As the business of college football continues to grow, the science and metrics figure to expand along with it. Rash said that they’re already using the GPS and force plate data to aid with a player’s return to play following an injury, and he envisions that marriage to develop even more over the next five to 10 years.

Next step: Recruiting

Where the next boom is probably coming is the increased use of technology when it comes to evaluating recruits, he said.

“There’s huge inroads to be made in the recruiting side with this data,” Rash said. “I don’t think it could be understated that if you bring in really good players, you have a really good chance at winning. All things considered, if your base level of talent far exceeds your competition, you’re already at an advantage, without doing anything else.

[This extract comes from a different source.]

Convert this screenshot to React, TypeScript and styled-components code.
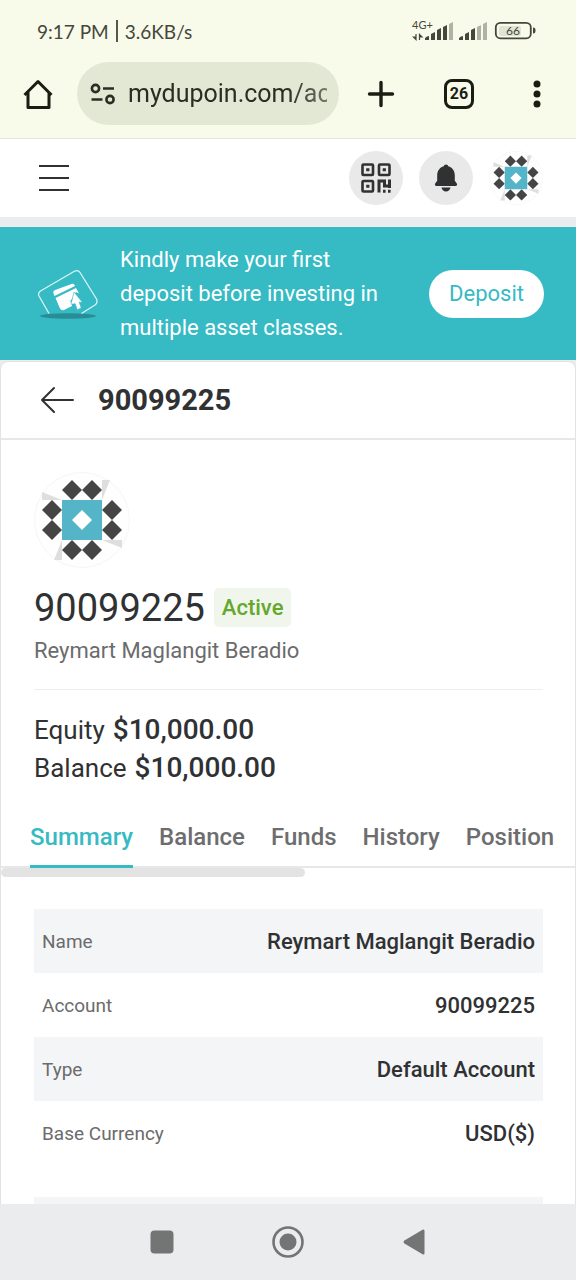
import React, { useState } from "react";
import styled, { createGlobalStyle } from "styled-components";

const GlobalStyle = createGlobalStyle`
  *, *::before, *::after { box-sizing: border-box; }
  body {
    margin: 0;
    font-family: Roboto, "Liberation Sans", sans-serif;
    color: #303133;
    background: #ebecee;
  }
  button { font-family: inherit; padding: 0; border: 0; background: none; color: inherit; cursor: pointer; }
  h1, h2, p { margin: 0; }
  svg { display: block; }
`;

const teal = "#36bac4";

const Screen = styled.div`
  height: 100vh;
  display: flex;
  flex-direction: column;
`;

const BrowserChrome = styled.header`
  background: #f8faea;
  border-bottom: 1px solid #e4e6dc;
  color: #1b1d12;
`;

const StatusBar = styled.div`
  height: 62px;
  padding: 0 40px 0 37px;
  display: flex;
  align-items: center;
  justify-content: space-between;
  font-family: Lato, sans-serif;
  font-size: 19px;
  color: #45473c;
`;

const Clock = styled.div`
  display: flex;
  align-items: center;
  gap: 7px;
`;

const ClockRule = styled.span`
  width: 2px;
  height: 22px;
  background: #55574c;
`;

const AddressRow = styled.div`
  display: flex;
  align-items: center;
  padding: 0 23px 13px 22px;
`;

const IconButton = styled.button`
  width: 32px;
  height: 32px;
  display: grid;
  place-items: center;
`;

const AddressPill = styled.div`
  flex: 1;
  min-width: 0;
  height: 63px;
  margin: 0 26px 0 23px;
  padding: 0 12px 0 13px;
  border-radius: 32px;
  background: #e3e8d5;
  display: flex;
  align-items: center;
  gap: 12px;
`;

const AddressInput = styled.input`
  flex: 1;
  min-width: 0;
  padding: 0;
  border: 0;
  outline: 0;
  background: none;
  font-family: Roboto, sans-serif;
  font-size: 25px;
  color: #2b2d22;
  mask-image: linear-gradient(to right, #000 80%, rgba(0, 0, 0, 0.6));
`;

const BrowserActions = styled.div`
  display: flex;
  gap: 46px;
`;

const TabCount = styled.button`
  width: 30px;
  height: 30px;
  margin: 1px;
  border: 3px solid #1b1d12;
  border-radius: 8px;
  font-size: 16px;
  font-weight: 700;
  line-height: 24px;
`;

const Page = styled.main`
  flex: 1;
  min-height: 0;
  overflow-y: auto;
  scrollbar-width: none;
`;

const SiteHeader = styled.div`
  height: 78px;
  padding: 0 33px 0 38px;
  display: flex;
  align-items: center;
  justify-content: space-between;
  background: #fff;
`;

const HeaderActions = styled.div`
  display: flex;
  gap: 16px;
`;

const RoundButton = styled.button<{ $plain?: boolean }>`
  width: 54px;
  height: 54px;
  border-radius: 50%;
  background: ${(p) => (p.$plain ? "none" : "#e9e9e9")};
  display: grid;
  place-items: center;
`;

const Banner = styled.section`
  margin-top: 10px;
  min-height: 133px;
  padding: 0 32px 0 38px;
  display: flex;
  align-items: center;
  background: ${teal};
`;

const BannerText = styled.p`
  flex: 1;
  margin: 0 24px 0 22px;
  font-size: 22px;
  line-height: 34px;
  color: #fff;
`;

const DepositButton = styled.button`
  width: 115px;
  height: 48px;
  border-radius: 24px;
  background: #fff;
  color: ${teal};
  font-size: 22px;
`;

const Card = styled.section`
  margin-top: 1px;
  background: #fff;
  border: 1px solid #e2e3e5;
  border-radius: 8px 8px 0 0;
  padding-bottom: 32px;
`;

const CardHeader = styled.div`
  height: 78px;
  padding: 0 39px;
  display: flex;
  align-items: center;
  gap: 26px;
  border-bottom: 2px solid #e6e7e9;
`;

const CardTitle = styled.h1`
  font-size: 29px;
  font-weight: 700;
`;

const Profile = styled.div`
  padding: 32px 32px 0 33px;
`;

const AccountLine = styled.div`
  display: flex;
  align-items: center;
  gap: 9px;
  height: 39px;
  margin-top: 20px;
`;

const AccountNumber = styled.h2`
  font-size: 38px;
  font-weight: 400;
`;

const StatusBadge = styled.span`
  padding: 0 8px;
  border-radius: 5px;
  background: #f1f6ec;
  color: #64a82c;
  font-size: 22px;
  font-weight: 500;
  line-height: 39px;
`;

const Holder = styled.p`
  padding: 8px 0 22px;
  border-bottom: 1px solid #eeeeef;
  font-size: 22px;
  line-height: 32px;
  color: #6b6b6c;
`;

const Figures = styled.dl`
  margin: 21px 0 0;
`;

const Figure = styled.div`
  display: flex;
  align-items: baseline;
  gap: 8px;
  font-size: 26px;
  line-height: 38px;
  dt { margin: 0; }
  dd { margin: 0; font-size: 28px; font-weight: 500; }
`;

const Tabs = styled.div`
  margin-top: 21px;
  padding: 0 29px;
  height: 60px;
  display: flex;
  gap: 26px;
  border-bottom: 2px solid #e6e7e9;
`;

const Tab = styled.button<{ $active: boolean }>`
  flex: none;
  height: 60px;
  border-bottom: 3px solid ${(p) => (p.$active ? teal : "transparent")};
  color: ${(p) => (p.$active ? teal : "#6d6d6e")};
  font-size: 24px;
  font-weight: 500;
`;

const ScrollThumb = styled.div`
  width: 53%;
  height: 9px;
  border-radius: 5px;
  background: #e3e3e3;
`;

const Details = styled.table`
  width: calc(100% - 65px);
  margin: 32px 32px 0 33px;
  border-collapse: collapse;
  tr { height: 64px; }
  tr:nth-child(odd) { background: #f4f5f7; }
  th, td { padding: 0 8px; }
  th { text-align: left; font-size: 19px; font-weight: 400; color: #6b6b6c; }
  td { text-align: right; font-size: 22px; font-weight: 500; }
`;

const SystemNav = styled.nav`
  height: 76px;
  display: flex;
  align-items: center;
  justify-content: center;
  gap: 94px;
  background: #ebecee;
  color: #737574;
`;

const StatusIcons = () => (
  <svg width="125" height="24" viewBox="0 0 125 24" role="img" aria-label="Mobile signal and battery">
    <g fill="#45473c" fontFamily="Lato, sans-serif">
      <text x="1" y="10" fontSize="11">4G+</text>
      <path d="M5 15v5.500L2.500 18H5M8.500 21v-5.500l2.500 2.500H8.500" stroke="#45473c" strokeWidth="1.200" />
      <path d="M14 21v-2q2-2 4-2v4zM20 21v-6l4-2v8zM26 21V11l4-2v12zM32 21V8l4-2v15z" />
      <path d="M38 21V5l4-2v18z" opacity="0.4" />
      <path d="M48 21v-2q2-2 4-2v4zM54 21v-6l4-2v8zM60 21V11l4-2v12z" />
      <path d="M66 21V8l4-2v15zM72 21V5l4-2v18z" opacity="0.4" />
      <text x="102" y="16" fontSize="12" textAnchor="middle">66</text>
    </g>
    <rect x="88" y="7" width="22" height="10" rx="2" fill="#45473c" opacity="0.12" />
    <rect x="84.800" y="3.800" width="35" height="15.500" rx="4.500" fill="none" stroke="#45473c" strokeWidth="1.800" />
    <path d="M122 8.500c2 0 2.500 1 2.500 3s-.5 3-2.500 3z" fill="#45473c" />
  </svg>
);

const HomeIcon = () => (
  <svg width="32" height="32" viewBox="0 0 32 32" fill="none" stroke="#1b1d12" strokeWidth="3" strokeLinejoin="round">
    <path d="M2.500 17 16 3.500 29.500 17M6 14v15.500h21V14" />
  </svg>
);

const SiteSettingsIcon = () => (
  <svg width="26" height="22" viewBox="0 0 26 22" fill="none" stroke="#2b2d22" strokeWidth="2.600">
    <circle cx="5.500" cy="5.500" r="3.600" />
    <path d="M13 5.500h11M1.500 16.500h11" />
    <circle cx="20" cy="16.500" r="3.600" />
  </svg>
);

const QrIcon = () => (
  <svg width="30" height="30" viewBox="0 0 30 30" fill="none" stroke="#303133" strokeWidth="2.600">
    <rect x="1.500" y="1.500" width="10.500" height="10.500" rx="1" />
    <rect x="18" y="1.500" width="10.500" height="10.500" rx="1" />
    <rect x="1.500" y="18" width="10.500" height="10.500" rx="1" />
    <path d="M5.200 6.750h3.200M21.700 6.750h3.200M5.200 23.250h3.200" strokeWidth="3.200" />
    <path d="M18 29.500V18h5.500v5h5M28.500 16.500V25M22 28.300h2.600M27 28.300h2.600" strokeWidth="3" />
  </svg>
);

const BellIcon = () => (
  <svg width="24" height="28" viewBox="0 0 24 28" fill="#303133">
    <path d="M12 .5c1.300 0 2 .8 2.200 1.700 4.300 1.200 6.600 4.800 6.600 9v5.600l1.900 2.400c.9 1.300.2 2.800-1.200 2.800h-19C1.100 22 .4 20.500 1.300 19.200l1.900-2.400v-5.600c0-4.200 2.300-7.800 6.600-9C10 1.300 10.700.5 12 .5zM7.500 23.500h9c-.3 2.300-2.100 4-4.500 4s-4.200-1.700-4.500-4z" />
  </svg>
);

const diamonds = [[38, 18], [58, 18], [18, 38], [18, 58], [78, 38], [78, 58], [38, 78], [58, 78]];

const Identicon = ({ size }: { size: number }) => (
  <svg width={size} height={size} viewBox="0 0 96 96" role="img" aria-label="Profile picture">
    <circle cx="48" cy="48" r="47.500" fill="#fefefe" stroke="#f5f5f5" />
    {[0, 90, 180, 270].map((a) => (
      <path key={a} d="M28 28 8 20v8z" fill="#dedede" transform={`rotate(${a} 48 48)`} />
    ))}
    {diamonds.map(([x, y]) => (
      <path key={`${x}-${y}`} d={`M${x} ${y - 10}l10 10-10 10-10-10z`} fill="#454545" />
    ))}
    <path d="M28 28h40v40H28z" fill="#54b4c8" />
    <path d="M48 38l10 10-10 10-10-10z" fill="#fff" />
  </svg>
);

const DepositIcon = () => (
  <svg width="60" height="50" viewBox="0 0 60 50">
    <ellipse cx="30" cy="47" rx="28" ry="2.800" fill="#288d96" />
    <path d="M11 44.500 1 27q-1.500-3 1.500-5L36 2.500q4-2.200 6 1L58.500 30q1.500 4-1.500 6L43.500 44.500" fill="none" stroke="#d8f4f5" strokeWidth="1.300" />
    <path d="M15.500 24.500q-1-2 1-3.200L33.500 15q2-.7 3 1l.5 1-20.500 10zM17.500 29 38 19l3 5.500-3-1.500-6 10 2 .5v3.500L26 41q-2.500.8-4-1.500z" fill="#fff" />
    <path d="M36 23l8.500 10.500-3.300-.4 2 6-4 1.600-2-6-4.200.6z" fill="#fff" stroke={teal} strokeWidth="0.600" />
  </svg>
);

const rows = [
  ["Name", "Reymart Maglangit Beradio"],
  ["Account", "90099225"],
  ["Type", "Default Account"],
  ["Base Currency", "USD($)"],
];

const tabNames = ["Summary", "Balance", "Funds", "History", "Position"];

export default function App() {
  const [tab, setTab] = useState("Summary");

  return (
    <Screen>
      <GlobalStyle />
      <BrowserChrome>
        <StatusBar>
          <Clock>
            <span>9:17 PM</span>
            <ClockRule />
            <span>3.6KB/s</span>
          </Clock>
          <StatusIcons />
        </StatusBar>
        <AddressRow>
          <IconButton aria-label="Home"><HomeIcon /></IconButton>
          <AddressPill>
            <SiteSettingsIcon />
            <AddressInput aria-label="Address" defaultValue="mydupoin.com/ac" />
          </AddressPill>
          <BrowserActions>
            <IconButton aria-label="New tab">
              <svg width="28" height="28" viewBox="0 0 28 28" stroke="#1b1d12" strokeWidth="3.400" strokeLinecap="round">
                <path d="M14 2.500v23M2.500 14h23" />
              </svg>
            </IconButton>
            <TabCount aria-label="26 open tabs">26</TabCount>
            <IconButton aria-label="Browser menu">
              <svg width="8" height="28" viewBox="0 0 8 28" fill="#1b1d12">
                <circle cx="4" cy="4" r="3.500" />
                <circle cx="4" cy="14" r="3.500" />
                <circle cx="4" cy="24" r="3.500" />
              </svg>
            </IconButton>
          </BrowserActions>
        </AddressRow>
      </BrowserChrome>

      <Page>
        <SiteHeader>
          <IconButton aria-label="Open menu">
            <svg width="32" height="28" viewBox="0 0 32 28" stroke="#303133" strokeWidth="2.200">
              <path d="M1 2h30M1 14h30M1 26h30" />
            </svg>
          </IconButton>
          <HeaderActions>
            <RoundButton aria-label="QR code"><QrIcon /></RoundButton>
            <RoundButton aria-label="Notifications"><BellIcon /></RoundButton>
            <RoundButton $plain aria-label="Profile"><Identicon size={54} /></RoundButton>
          </HeaderActions>
        </SiteHeader>

        <Banner>
          <DepositIcon />
          <BannerText>Kindly make your first deposit before investing in multiple asset classes.</BannerText>
          <DepositButton>Deposit</DepositButton>
        </Banner>

        <Card>
          <CardHeader>
            <IconButton aria-label="Back">
              <svg width="34" height="28" viewBox="0 0 34 28" fill="none" stroke="#303133" strokeWidth="2" strokeLinecap="round" strokeLinejoin="round">
                <path d="M14 2 2 14l12 12M2 14h31" />
              </svg>
            </IconButton>
            <CardTitle>90099225</CardTitle>
          </CardHeader>

          <Profile>
            <Identicon size={96} />
            <AccountLine>
              <AccountNumber>90099225</AccountNumber>
              <StatusBadge>Active</StatusBadge>
            </AccountLine>
            <Holder>Reymart Maglangit Beradio</Holder>
            <Figures>
              <Figure><dt>Equity</dt><dd>$10,000.00</dd></Figure>
              <Figure><dt>Balance</dt><dd>$10,000.00</dd></Figure>
            </Figures>
          </Profile>

          <Tabs role="tablist">
            {tabNames.map((name) => (
              <Tab key={name} role="tab" aria-selected={tab === name} $active={tab === name} onClick={() => setTab(name)}>
                {name}
              </Tab>
            ))}
          </Tabs>
          <ScrollThumb />

          <Details>
            <tbody>
              {rows.map(([label, value]) => (
                <tr key={label}>
                  <th scope="row">{label}</th>
                  <td>{value}</td>
                </tr>
              ))}
            </tbody>
          </Details>
          <Details>
            <tbody>
              <tr><td /></tr>
            </tbody>
          </Details>
        </Card>
      </Page>

      <SystemNav aria-label="System navigation">
        <IconButton aria-label="Recent apps">
          <svg width="24" height="24" viewBox="0 0 24 24" fill="currentColor"><rect x="0.500" y="0.500" width="23" height="23" rx="4" /></svg>
        </IconButton>
        <IconButton aria-label="Home screen">
          <svg width="32" height="32" viewBox="0 0 32 32">
            <circle cx="16" cy="16" r="14.500" fill="none" stroke="currentColor" strokeWidth="2.600" />
            <circle cx="16" cy="16" r="8.500" fill="currentColor" />
          </svg>
        </IconButton>
        <IconButton aria-label="Go back">
          <svg width="22" height="26" viewBox="0 0 22 26" fill="currentColor"><path d="M20 .5q1.500-.5 1.500 1.500v22q0 2-1.500 1.500L1 14.200q-1-1.200 0-2.400z" /></svg>
        </IconButton>
      </SystemNav>
    </Screen>
  );
}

“So, being able to identify kids on the front end, because you’re seeing this explosion of wearables at the high school level, also. This data exists for kids at that level. … That’s where the real big explosion is.”

Even the most fervent Baylor football fan probably couldn’t pick Rash out of a crowd. Same goes for the dozens of others in the support staff. But they’re part of the team, nonetheless.

Rash delights when the technology helps a player reach his potential, or when it prevents an injured player from returning to the field too soon. And just like everyone involved in the football program, there’s nothing like a win on game day.

“It’s awesome. The amount of work that these guys and these coaches put into it, people think they know, but they really don’t, unless you’re around it every single day,” Rash said. “It’s really awesome to see that hard work and that time and that sacrifice pay off.

“Winning is hard. Regardless of who your opponent is, and it should never be taken for granted. I don’t think it is taken for granted. When you actually reach that achievement, it’s really, really rewarding.”